- From: Dave Longley <dlongley@digitalbazaar.com>
- Date: Mon, 09 Dec 2013 12:16:51 -0500
- To: public-linked-json@w3.org
On 12/08/2013 08:34 PM, Manu Sporny wrote: > Elf, keep in mind that the framing document concept is not a > standardized part of JSON-LD, so things could change over the next year > or so. That said, there are several organizations (including ours) that > use JSON-LD framing as implemented in the reference libraries in > production systems. > > On 12/08/2013 07:57 PM, ☮ elf Pavlik ☮ wrote: >> * can one extract from it frame which framing algorithm used to form >> it? > > No, framing documents are conceptually separate from JSON-LD data > documents. However, you could create a JSON-LD frame from a JSON-LD data > document pretty easily. You'd do this by cloning the JSON document and > processing it a bit to create a frame (adding embedOn and explicitOn and > stuff like that). > > Dave Longley would have the details of how you could do this, but he's > really busy these days and might miss this email.
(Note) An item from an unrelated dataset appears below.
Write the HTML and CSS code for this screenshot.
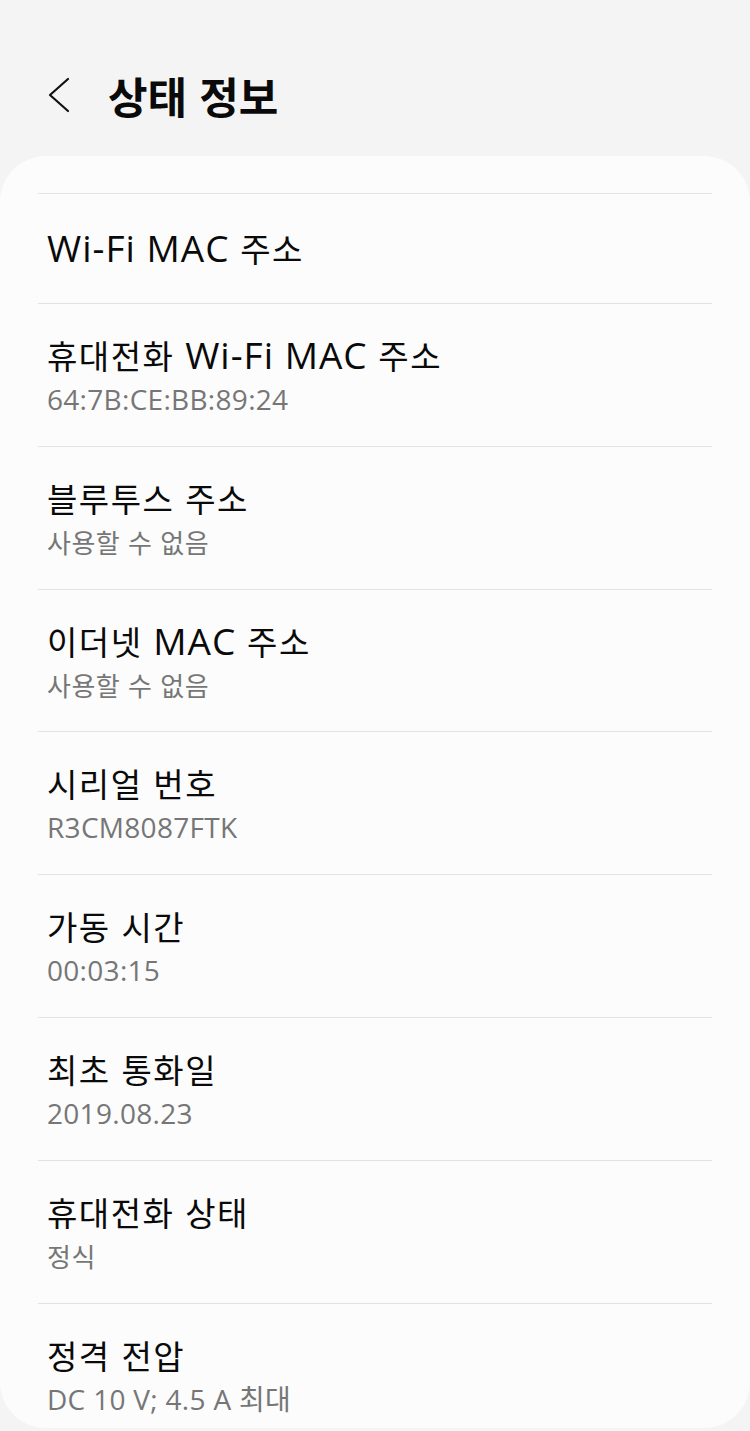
FILE: index.html
```html
<!DOCTYPE html>
<html lang="ko">
  <head>
    <meta charset="UTF-8" />
    <meta name="viewport" content="width=device-width, initial-scale=1.0" />
    <title>상태 정보</title>
    <link rel="stylesheet" href="styles.css">
  </head>
  <body>
    <header class="top-bar">
      <button class="back-button" aria-label="뒤로">
        <svg width="28" height="36" viewBox="0 0 28 36">
          <path d="M24 2 L6 18 L24 34" fill="none" stroke="#111" stroke-width="2.2" stroke-linecap="round" stroke-linejoin="round" />
        </svg>
      </button>
      <h1 class="page-title">상태 정보</h1>
    </header>

    <main class="card">
      <ul class="info-list">
        <li class="info-row single">
          <div class="info-title"><span class="en">Wi-Fi MAC</span> 주소</div>
        </li>
        <li class="info-row">
          <div class="info-title">휴대전화 <span class="en">Wi-Fi MAC</span> 주소</div>
          <div class="info-value">64:7B:CE:BB:89:24</div>
        </li>
        <li class="info-row">
          <div class="info-title">블루투스 주소</div>
          <div class="info-value ko">사용할 수 없음</div>
        </li>
        <li class="info-row">
          <div class="info-title">이더넷 <span class="en">MAC</span> 주소</div>
          <div class="info-value ko">사용할 수 없음</div>
        </li>
        <li class="info-row">
          <div class="info-title">시리얼 번호</div>
          <div class="info-value">R3CM8087FTK</div>
        </li>
        <li class="info-row">
          <div class="info-title">가동 시간</div>
          <div class="info-value">00:03:15</div>
        </li>
        <li class="info-row">
          <div class="info-title">최초 통화일</div>
          <div class="info-value">2019.08.23</div>
        </li>
        <li class="info-row">
          <div class="info-title">휴대전화 상태</div>
          <div class="info-value ko">정식</div>
        </li>
        <li class="info-row">
          <div class="info-title">정격 전압</div>
          <div class="info-value">DC 10 V; 4.5 A 최대</div>
        </li>
      </ul>
    </main>
  </body>
</html>
```

FILE: styles.css
```css
body {
  font-family: "Noto Sans CJK KR", "Noto Sans", sans-serif;
  margin: 0;
  background-color: #f4f4f4;
  color: #0a0a0a;
  height: 1431px;
  overflow: hidden;
}
.top-bar {
  display: flex;
  align-items: center;
  box-sizing: border-box;
  height: 156px;
  padding: 34px 0 0 44px;
}
.back-button {
  background: none;
  border: none;
  padding: 0;
  display: flex;
  cursor: pointer;
}
.page-title {
  margin: 0 0 0 36px;
  font-size: 43px;
  font-weight: 700;
}
.card {
  background-color: #fcfcfc;
  border-radius: 46px;
  height: 1272px;
  box-sizing: border-box;
  padding: 37px 38px 0;
  overflow: hidden;
}
.info-list {
  list-style: none;
  margin: 0;
  padding: 0;
}
.info-row {
  border-top: 1px solid #e3e3e3;
  box-sizing: border-box;
  height: 142.8px;
  padding: 29px 0 0 9px;
}
.info-row.single {
  height: 110px;
  padding-top: 32px;
}
.info-title {
  font-size: 33px;
  line-height: 44px;
  letter-spacing: 1.5px;
}
.info-title .en {
  font-family: "Open Sans", sans-serif;
  font-size: 37px;
  line-height: 1;
  letter-spacing: 1px;
}
.info-value {
  font-family: "Open Sans", "Noto Sans CJK KR", sans-serif;
  font-size: 28px;
  line-height: 44px;
  letter-spacing: 0.3px;
  color: #767676;
}
.info-value.ko {
  font-family: "Noto Sans CJK KR", sans-serif;
  font-size: 26px;
  letter-spacing: 0.5px;
}
```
Elf, JSON-LD frames were designed to look very similar to a template for a document, so creating one from an existing document shouldn't be too hard. I'm not aware of any existing libraries that will do this for you. The process would be pretty much what Manu suggested it would be: cloning the document and then experimenting/tweaking it until it works the way you'd like. The current framing implementation does duck-type or @type-based matching. This means that if a subject has the properties (or @type) specified in a frame, then that subject will be laid out using the same structure that the frame uses. There are some other flags that Manu mentioned (@embed, @explicit) that can be used to try and force nodes to be embedded in certain places or to only include properties explicitly found in the frame when outputting the "framed data." Good luck! -- Dave Longley CTO Digital Bazaar, Inc.